Colombian indigenous people are marching towards Bogota

The social Indigenous Minga march to Bogota to meet with Colombian President Iván Duque, will reach the capital on Monday morning.

The indigenous associations of Colombia are marching towards the capital Bogota to meet with President Iván Duque.

They march for the protection of life, territory, democracy and peace. 

Indigenous, African-Colombian and peasant farmer organisations are demanding a meeting with President Iván Duque to address the chronic violence and state abandonment which continues to impact their communities despite the signing of the 2016 peace agreement. Human rights groups and students have also joined the mobilisations.

Indigenous and peasant movements are setting off to Bogota after the president refused to meet them in Cali. Thousands of people have mobilised to demand urgent action over Colombia’s spiralling human rights crisis.

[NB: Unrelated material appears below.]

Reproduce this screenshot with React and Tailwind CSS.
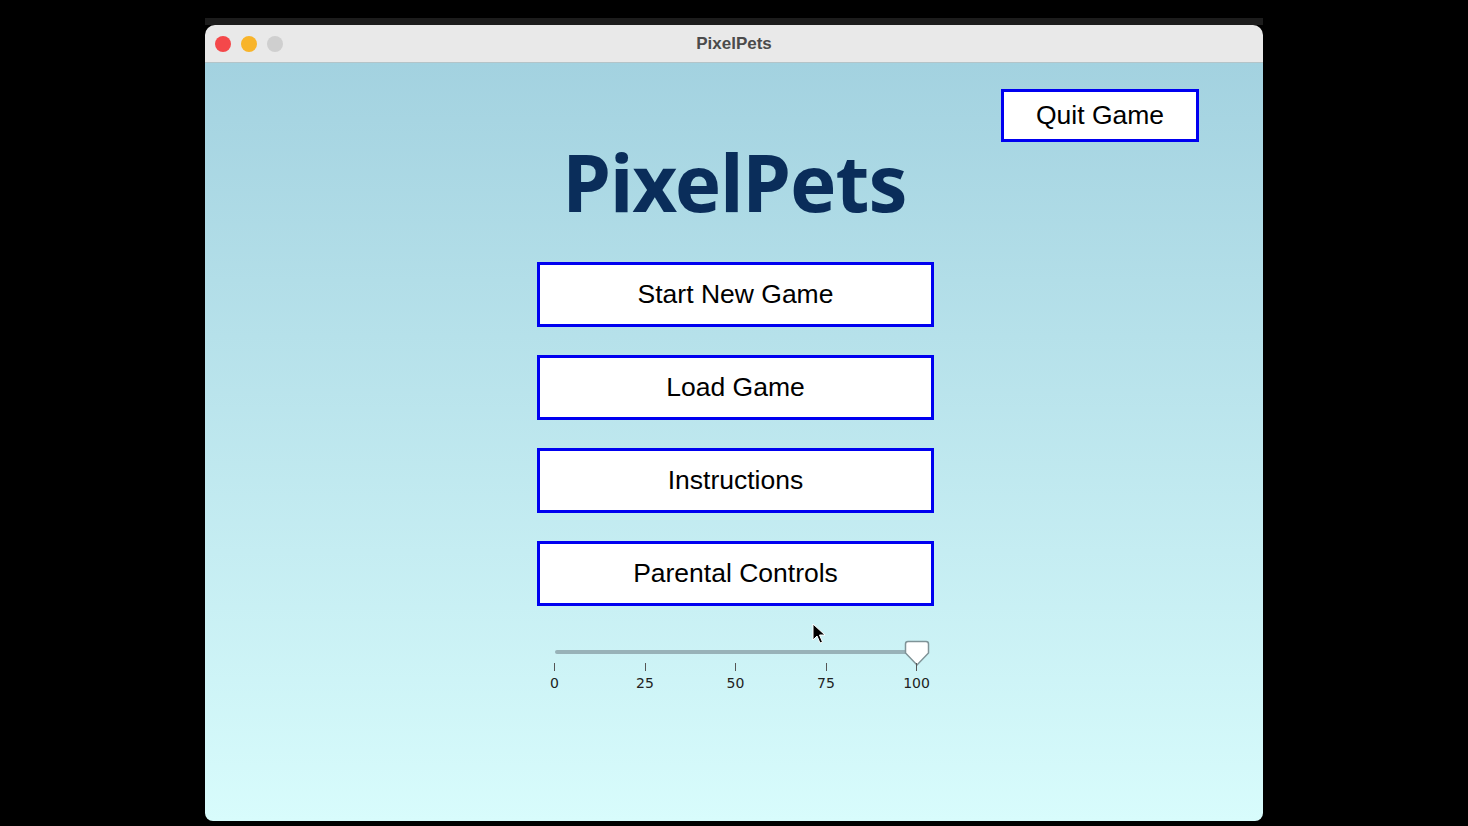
import React from "react";

function MenuButton({ children }) {
  return (
    <button className="w-[397px] h-[65px] bg-white border-[3px] border-[#0000f0] flex items-center justify-center text-[26.5px] text-black font-['Liberation_Sans',Arial,sans-serif]">
      {children}
    </button>
  );
}

export default function App() {
  const ticks = ["0", "25", "50", "75", "100"];
  return (
    <div className="w-[1468px] h-[826px] bg-black relative overflow-hidden font-['Liberation_Sans',Arial,sans-serif]">
      <div className="pt-[18px] pl-[205px]">
        <div className="w-[1058px] h-[7px] bg-[#1c1c1c]" />
        <div className="w-[1058px] h-[796px] rounded-t-[10px] rounded-b-[8px] overflow-hidden flex flex-col">
          <div className="h-[38px] bg-[#e9e9e9] border-b border-[#b4c4c8] relative flex items-center justify-center">
            <div className="absolute left-[10px] top-[11px] flex gap-[10px]">
              <div className="w-[16px] h-[16px] rounded-full bg-[#f4484a]" />
              <div className="w-[16px] h-[16px] rounded-full bg-[#f8b42a]" />
              <div className="w-[16px] h-[16px] rounded-full bg-[#cfcfcf]" />
            </div>
            <span className="text-[17px] font-bold text-[#4b4b4b] font-['Liberation_Sans',Arial,sans-serif] mt-[1px]">PixelPets</span>
          </div>
          <div className="flex-1 bg-gradient-to-b from-[#a3d2e0] to-[#d8fcfc] relative flex flex-col items-center">
            <div className="w-full flex justify-end pr-[64px] pt-[26px]">
              <button className="w-[198px] h-[53px] bg-white border-[3px] border-[#0000f0] flex items-center justify-center text-[26.5px] text-black font-['Liberation_Sans',Arial,sans-serif]">
                Quit Game
              </button>
            </div>
            <h1 className="h-[120px] text-[78px] leading-[80px] font-bold text-[#0a2d5a] font-['Noto_Sans',sans-serif] tracking-[-1px] pl-[1px]">
              PixelPets
            </h1>
            <div className="flex flex-col gap-[28px] pl-[3px]">
              <MenuButton>Start New Game</MenuButton>
              <MenuButton>Load Game</MenuButton>
              <MenuButton>Instructions</MenuButton>
              <MenuButton>Parental Controls</MenuButton>
            </div>
            <div className="mt-[34px] w-[396px] ml-[3px] relative h-[60px]">
              <div className="absolute left-[17px] top-[10px] w-[362px] h-[4px] rounded-full bg-[#98b2b8]" />
              <svg className="absolute left-[366px] top-[0px]" width="26" height="30" viewBox="0 0 26 30">
                <path d="M4 1.5 H22 Q24.5 1.5 24.5 4 V13 L13 25 L1.5 13 V4 Q1.5 1.5 4 1.5 Z" fill="#ffffff" stroke="#7f9397" strokeWidth="1.5" />
              </svg>
              <div className="absolute left-0 top-[23px] w-[396px] flex justify-between">
                {ticks.map((t) => (
                  <div key={t} className="w-[34px] flex flex-col items-center">
                    <div className="w-px h-[8px] bg-[#555]" />
                    <span className="mt-[3px] text-[14px] text-[#222] font-['DejaVu_Sans',sans-serif] leading-[18px]">{t}</span>
                  </div>
                ))}
              </div>
            </div>
            <svg className="absolute left-[607px] top-[560px]" width="14" height="22" viewBox="0 0 14 22">
              <path d="M1 1 L1 17 L5 13 L8 20 L10.5 19 L7.5 12 L13 12 Z" fill="#000" stroke="#fff" strokeWidth="1" />
            </svg>
          </div>
        </div>
      </div>
    </div>
  );
}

The north Cauca region at the forefront of the Minga has been impacted more than virtually anywhere else in Colombia else by the human rights crisis. Cauca has seen the highest number of murders of social activists in the country, with indigenous communities particularly targeted. According to the INDEPAZ human rights organisation, 47 indigenous leaders have been murdered in Cauca in 2020. With Colombia having seen a major rise in massacres this year, approaching double the number of recorded cases during the whole of 2019, nine of the 67 massacres recorded so far this year have been committed in Cauca.

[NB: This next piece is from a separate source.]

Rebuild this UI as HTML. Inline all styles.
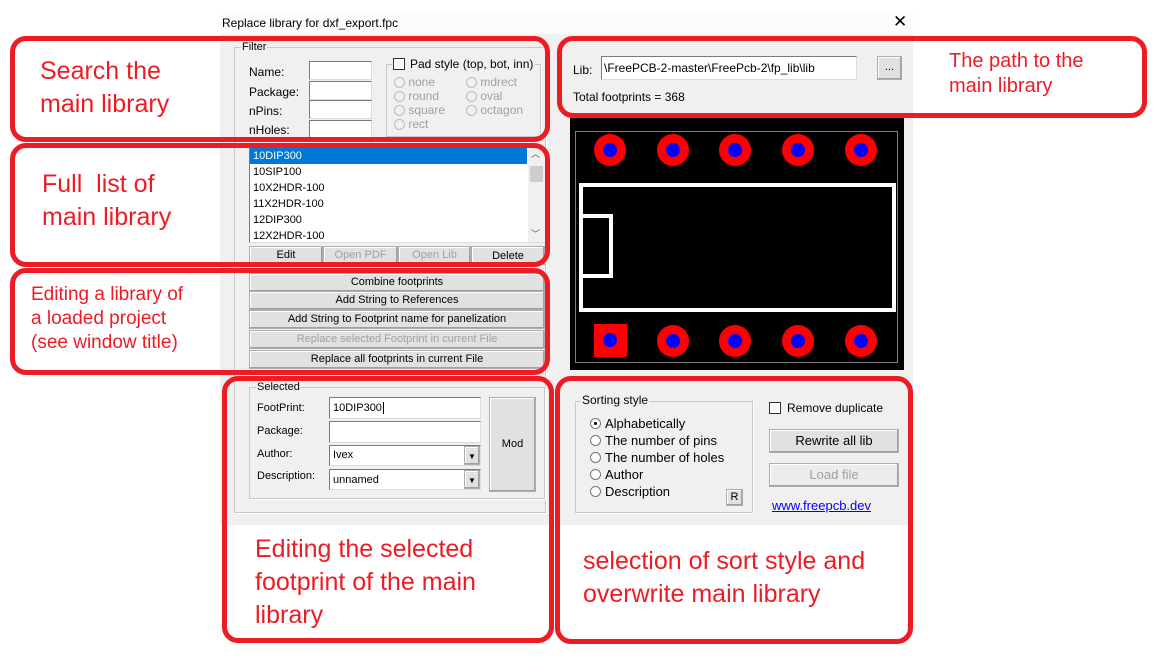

On Thursday the march stopped in Armenia while today they are expected to cross the new La Línea tunnel and arrive in Tolima.

The march will be then go from Ibagué to Fusagasugá, where they hope to arrive on Saturday, October 17.

Finally, the last stop before entering Bogotá will be the municipality of Soacha, where they will spend the night of Sunday and enter the capital on Monday morning.

Social and student organizations have also joined the march.

The members of this caravan have also assured that the security protocols established to prevent the Covid-19 have been complied with and that they will travel with makukos. These traditional doctors handle medicine from medicinal plants.